## Exercise details
Look over the lines below. Report each one that includes the string "components".

------------------------------------------------------------

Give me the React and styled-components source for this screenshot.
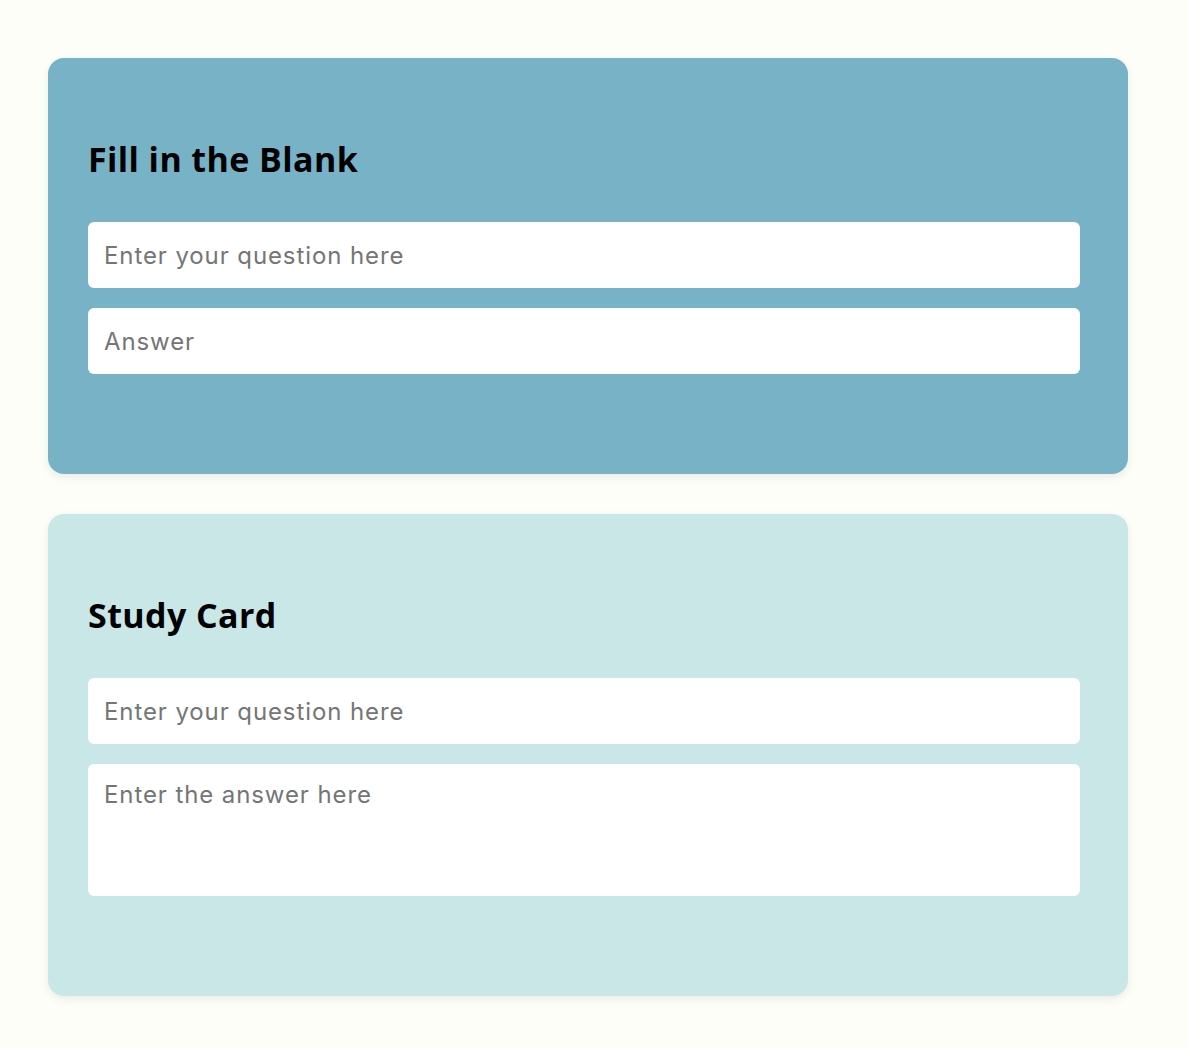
import React from "react";
import styled, { createGlobalStyle } from "styled-components";

const GlobalStyle = createGlobalStyle`
  body {
    margin: 0;
    background: #fdfef8;
    font-family: Inter, "Noto Sans", sans-serif;
  }
`;

const Page = styled.div`
  display: flex;
  flex-direction: column;
  gap: 40px;
  padding: 58px 60px 54px 48px;
`;

const Card = styled.section`
  background: ${({ $bg }) => $bg};
  border-radius: 16px;
  padding: 40px 40px 100px;
  box-shadow: 0 3px 10px rgba(0, 0, 0, 0.08);
  display: flex;
  flex-direction: column;
  gap: 20px;
`;

const Title = styled.h2`
  margin: 42px 0 24px;
  font-family: "Open Sans", Inter, sans-serif;
  font-size: 34px;
  line-height: 38px;
  font-weight: 700;
  color: #000;
  letter-spacing: 0.4px;
`;

const fieldStyles = `
  box-sizing: border-box;
  width: calc(100% - 8px);
  border: none;
  border-radius: 6px;
  background: #fff;
  padding: 16px;
  font-family: Inter, "Noto Sans", sans-serif;
  font-size: 24px;
  letter-spacing: 0.9px;
  color: #222;
  outline: none;
  &::placeholder {
    color: #757575;
  }
`;

const Input = styled.input`
  ${fieldStyles}
  height: 66px;
`;

const TextArea = styled.textarea`
  ${fieldStyles}
  height: 132px;
  resize: none;
  display: block;
`;

const App = () => {
  return (
    <>
      <GlobalStyle />
      <Page>
        <Card $bg="#78b2c7">
          <Title>Fill in the Blank</Title>
          <Input type="text" placeholder="Enter your question here" />
          <Input type="text" placeholder="Answer" />
        </Card>
        <Card $bg="#c8e7e6">
          <Title>Study Card</Title>
          <Input type="text" placeholder="Enter your question here" />
          <TextArea placeholder="Enter the answer here" />
        </Card>
      </Page>
    </>
  );
};

export default App;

------------------------------------------------------------

## Exercise answer
Give me the React and styled-components source for this screenshot.
import styled, { createGlobalStyle } from "styled-components";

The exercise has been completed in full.